Furthermore, the potential acquisition of Tejas fighter planes from HAL underscores India’s growing reputation as a reliable provider of advanced defense equipment. It highlights the country’s prowess in indigenous defense manufacturing and its willingness to engage in defense collaborations with friendly nations.

The Botswana Defence Force’s ongoing talks with Hindustan Aeronautics Limited regarding the acquisition of Tejas fighter planes reflect Botswana’s commitment to modernizing its defense capabilities.

The Tejas, renowned for its advanced technology and combat capabilities, has the potential to significantly enhance Botswana’s air force operations, bolster its security, and contribute to regional stability.

India’s HAL has been trying to sell the Tejas to Egypt since India and Cairo strengthened their relations a few months ago.

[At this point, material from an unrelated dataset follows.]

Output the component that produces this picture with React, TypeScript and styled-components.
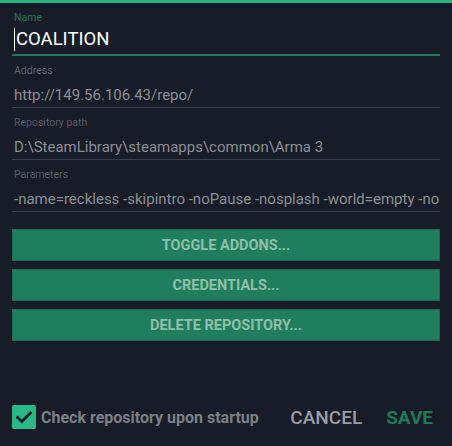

Egyptian President Abdel Fattah al-Sisi held talks with Indian Prime Minister Narendra Modi in New Delhi as part of a state visit where he will meet business leaders and be a guest of honour at India’s Jan. 26 Republic Day.

Subsequently, in February, India’s Hindustan Aeronautics Limited (HAL) chairman, Shri C.B. Ananthakrishnan, announced at Aero-India 2023 that the company is in talks with Egypt and Argentinian officials to secure a contract to supply 35 Tejas LCA Mk-1A to the nation’s armed forces.

The aircraft deal will see HAL supply 35 Tejas LCA Mk-1A to Egypt, as well as provide a complete transfer of technology (ToT) for Egypt to produce the aircraft locally. Egypt has projected a requirement for 20 aircraft.